Leer ficciones es “un placer genial, sensual”, como cantaba Sarita Montiel, recatadísima cupletera de todo el gusto de mis tías, las señoritas Valderrama, que en paz descansen de los dolores de cabeza que les dio su sobrino chiquito, o sea, este servidor. ¿Leer mejora o empeora nuestros principios éticos? ¿En serio? ¿Leer o no leer? ¿Es esa la cuestión? Tampoco me parece. Leer no nos vuelve mejores o peores. Nos hace felices o infelices. Ni más ni menos.

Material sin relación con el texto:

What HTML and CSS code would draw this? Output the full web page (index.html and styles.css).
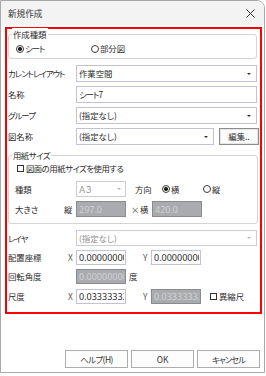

La moralina imperante le tiene ojeriza a la ficción: es un obstáculo casi siempre insorteable para la lectura, pues termina por imponer textos, dogmas, miedos, censuras, ambages. De doblegarnos ante esta moralidad inoportuna, superficial o falsa -tan fomentada por chupacirios de izquierda o derecha- acabaríamos por leer apenas lo aburrido o hipócrita que consiente el satánico Index Librorum Prohibitorum et Derogatorum de la Inquisición española. Si leer nos hace mejores, ¿entonces para qué leer, por ejemplo, a Henry Miller o a Charles Bukowski, sujetos que sólo quieren follarse a las mujeres de este mundo lleno de mujeres? Si leer nos hace peores, ¿entonces para que leer a sor Juana Inés de la Cruz y “Este amoroso tormento / que en mi corazón se ve, / sé que lo siento y no sé / la causa porque lo siento”?
¿Entonces? Mi recomendación médica: lean sin pensar mucho, déjense arrastrar por el instinto, los impulsos, el ímpetu del deseo. Ficciones, por supuesto. Para lo demás, mejor “dame el humo de tu boca / anda que así te vuelves loca.” Ay, Sarita, ¡cómo te extraño!

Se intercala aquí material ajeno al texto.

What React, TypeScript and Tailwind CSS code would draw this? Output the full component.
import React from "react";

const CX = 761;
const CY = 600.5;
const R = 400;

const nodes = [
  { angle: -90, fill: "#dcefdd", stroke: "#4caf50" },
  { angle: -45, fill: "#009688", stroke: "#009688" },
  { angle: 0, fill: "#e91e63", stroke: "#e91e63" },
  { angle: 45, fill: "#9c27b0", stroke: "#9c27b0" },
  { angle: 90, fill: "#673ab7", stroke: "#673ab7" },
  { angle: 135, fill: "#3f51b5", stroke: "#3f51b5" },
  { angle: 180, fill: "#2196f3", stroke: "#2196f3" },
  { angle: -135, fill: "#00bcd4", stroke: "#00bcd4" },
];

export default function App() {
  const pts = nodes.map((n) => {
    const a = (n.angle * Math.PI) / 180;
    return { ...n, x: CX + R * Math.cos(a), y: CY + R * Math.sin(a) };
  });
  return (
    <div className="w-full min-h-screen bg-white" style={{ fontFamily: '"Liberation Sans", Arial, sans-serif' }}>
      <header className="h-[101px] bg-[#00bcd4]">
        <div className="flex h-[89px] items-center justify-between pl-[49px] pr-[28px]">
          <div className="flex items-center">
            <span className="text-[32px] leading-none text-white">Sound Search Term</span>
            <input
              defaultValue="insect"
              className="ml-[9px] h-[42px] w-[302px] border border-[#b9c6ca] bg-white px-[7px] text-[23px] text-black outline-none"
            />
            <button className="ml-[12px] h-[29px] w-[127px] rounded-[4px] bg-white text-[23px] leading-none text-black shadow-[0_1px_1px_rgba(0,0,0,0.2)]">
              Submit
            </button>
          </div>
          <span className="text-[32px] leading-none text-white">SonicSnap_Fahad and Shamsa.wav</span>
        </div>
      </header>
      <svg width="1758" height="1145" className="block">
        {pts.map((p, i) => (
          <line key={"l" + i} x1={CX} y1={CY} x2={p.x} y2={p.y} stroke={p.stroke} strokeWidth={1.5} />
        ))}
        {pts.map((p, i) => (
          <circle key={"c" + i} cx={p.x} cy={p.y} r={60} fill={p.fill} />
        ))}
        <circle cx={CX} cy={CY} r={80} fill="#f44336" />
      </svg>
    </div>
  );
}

* Body copy. “Los habitantes de Cuévano suelen mirar a su alrededor y después concluir:
-Modestia aparte, somos la Atenas de por aquí.

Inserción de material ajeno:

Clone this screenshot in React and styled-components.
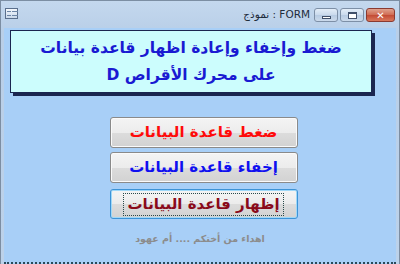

Cuévano es ciudad chica, pero bien arreglada y con pretensiones. Es capital del Estado de Plan de Abajo, tiene una universidad por la que han pasado lumbreras y un teatro que cuando fue inaugurado, hace setenta años, no le pedía nada a ningún otro. Si no es cabeza de la diócesis es nomás porque durante el siglo pasado fue hervidero de liberales. Por esta razón, el obispo está en Pedrones, que es ciudad más grande.
-Los de Pedrones –dicen en Cuévano- confunden lo grandioso con lo grandote.
Todos están de acuerdo en que la ciudad ha visto mejores días. Para ilustrar su decadencia, suelen referirse al Oro, un pueblo fantasma que está allí cerca, que a fines del siglo XVII tenía más habitantes que los que ahora tiene Cuévano, la cual, afirman, fue una de las ciudades más importantes de la Nueva España.
-Esto que ve usted aquí –le dicen al visitante- no es más que rastrojo de lo que fue.
A lo que el recién llegado debe responder:
-¿Pero cómo rastrojo, si esta ciudad es una joya?
Si no dice algo por el estilo, corre el riesgo de ofender al anfitrión, porque la añoranza de bienes pasados que parecen tener los habitantes de Cuévano es falsa. En el fondo están satisfechos con la ciudad tal como está. Creen que no hay cielo más azul que el que se alcanza a ver recortado entre los cerros, ni aire más puro que el que sopla a veces con fuerza de vendaval, ni casas más elegantes que las que están cayéndose en el paseo de los Tepozanes”.
Jorge Ibargüengoitia. Estas ruinas que ves, 1975 / 1981.
* * Vademécum. ¿Ambages? “Rodeos de palabras o circunloquios”. ¿Circunloquios? “Palabras para dar a entender algo que hubiera podido expresarse más brevemente”. Je, je, je.